Some springs, apples bloom too soon.
The trees have grown here for a hundred years, and are still quick
to trust that the frost has finished. Some springs,
pink petals turn black. Those summers, the orchards are empty
and quiet. No reason for the bees to come.
Other summers, red apples beat hearty in the trees, golden apples
glow in sheer skin. Their weight breaks branches,
the ground rolls with apples, and you fall in fruit.
You could say, I have been foolish. You could say, I have been fooled.
You could say, Some years, there are apples.
For the second night in a row, my son is awake past 10:00pm. He is riding a tidal wave of inspiration. A paper sea churns around him. He draws with thick marker on a sheet of blank-backed leftovers from my father’s draft articles on adaptive management and my own half-hearted attempts at a screenplay. Without any concern for the neat lines of type on the opposite side, Bug splashes the blue ink across the surface of everything. He makes rocket ships and big-headed people, giant insects and treasure maps. When the clipboard is empty, he takes to the bedsheets. His lime green linens explode with giant butterflies and airborne letters. Even the bedside table has become canvas.
He is wearing me out. Eventually, I tip him from his perch. The wave crashes to the shore in a blast of salt and foam. Sobs wrack his body as I snap the cap firmly back on the marker and toss his creations overboard. “It is bedtime,” I say. My lips are tight. I am so very tired. The past week has been yet another chapter in the thousand year history of insomnia. Without good thinking to move us up and out, my own vessel runs aground in some desolate cove. While we languish, my visions of the promised land atrophy in tandem with my faculties. Neither tide nor wind is sufficient to carry us where we need to be. Without rest and a shot at a better life, I give my son only the leavings of my legacy of mistakes.
I long to give up, to curl into my own rumpled sheets. It is impossible while he is awake. He, too, spars with the night. What worries does he carry into his fractured dreams? With nothing to do but be, I crawl in next to my sobbing son.
“I’ll sing you one more song. What do you want to hear?” I have to ask this three times before he can calm down enough to decide. Finally, he chokes out a request.
“Big Rock Candy Mountain.”
“Okay, baby. Come here. ” Drawing him close, I sing it all the way through, slow and low. He surrenders his weight to my waiting shoulder one ounce at a time. When the song ends, he starts to stir. I ease into “Molly Malone,” welcoming him back to my arms. In Dublin’s fair city, where the girls are so pretty. . .

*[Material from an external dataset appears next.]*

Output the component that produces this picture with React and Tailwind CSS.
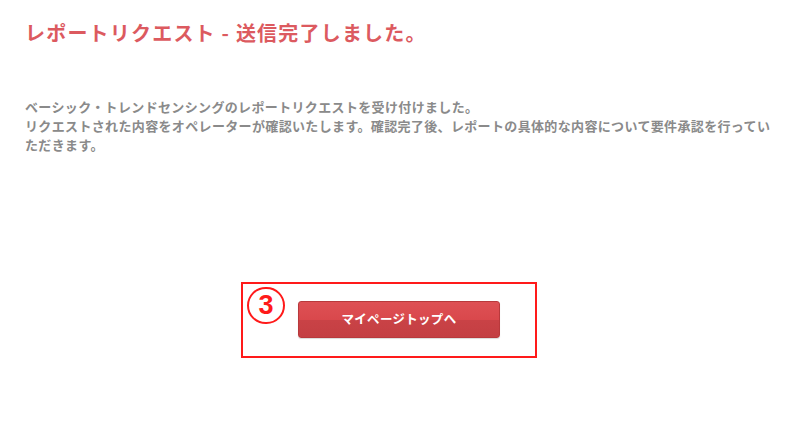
export default function App() {
    return (
        <div className="w-[800px] h-[428px] bg-white overflow-hidden font-['Noto_Sans_CJK_JP','Noto_Sans',sans-serif]">
            <div className="px-[25px] pt-[19px]">
                <h1 className="text-[20px] leading-[28px] font-bold text-[#dc5a5f] tracking-[1.2px]">
                    レポートリクエスト - 送信完了しました。
                </h1>
                <div className="mt-[50px] text-[13px] leading-[19px] font-bold text-[#8a8a8a] tracking-[0.35px]">
                    <p>ベーシック・トレンドセンシングのレポートリクエストを受け付けました。</p>
                    <p>リクエストされた内容をオペレーターが確認いたします。確認完了後、レポートの具体的な内容について要件承認を行っていただきます。</p>
                </div>
            </div>

            <div className="ml-[241px] mt-[128px] w-[296px] h-[76px] border-2 border-[#ff1a1a] flex items-start pt-[3px] pl-[4px]">
                <div className="w-[38px] h-[37px] rounded-full border-[2.5px] border-[#ff1a1a] flex items-center justify-center text-[#ff1a1a] text-[27px] font-bold leading-none font-['Liberation_Sans',sans-serif]">
                    3
                </div>
                <button
                    type="button"
                    className="ml-[13px] mt-[14px] w-[202px] h-[37px] rounded-[3px] border border-[#b8393c] bg-[linear-gradient(to_bottom,#de5054_0%,#d9484c_50%,#c94246_52%,#c43f43_100%)] text-white text-[12.5px] font-bold tracking-[0.3px] shadow-[0_1px_1px_rgba(0,0,0,0.15)]"
                >
                    マイページトップへ
                </button>
            </div>
        </div>
    );
}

Well before the fever kills her, Bug’s breath steadies and his muscles soften. I carry on to the end so I can bid goodnight to Molly’s ghost, Alive, alive-oh.
When my feet swing off the bed, they splash into the eddying pages. I have to wade through them to get to the door. I can barely bring myself to look at my son again. His peace is too stark a reminder of what is required of me. How will this broken woman ever provide enough for this beautiful, bursting boy?
In a literature class in back in the wide-open days of college, a professor spoke with reverence of the tenacity of the great authors. She told us of the Brontë sisters, hunched over tables and making stories by candlelight. On bits and fragments in cramped script, they inked worlds to life. Sometimes, the scarcity of paper was severe enough that one of the girls would fill the page with tiny horizontal lines, then turn the page sideways and write across the previous words.
In my own bed, I train my mind away from our doom and breathe in the quiet safety of an in-between place. This inlet, our only home. We have paper in abundance to fashion both ship and sails. Oceans of ink. Currents of light. Our larder is full. We have song. We have each other.
We have enough.
You could say, I have been foolish.
You could say, Some years, there is this.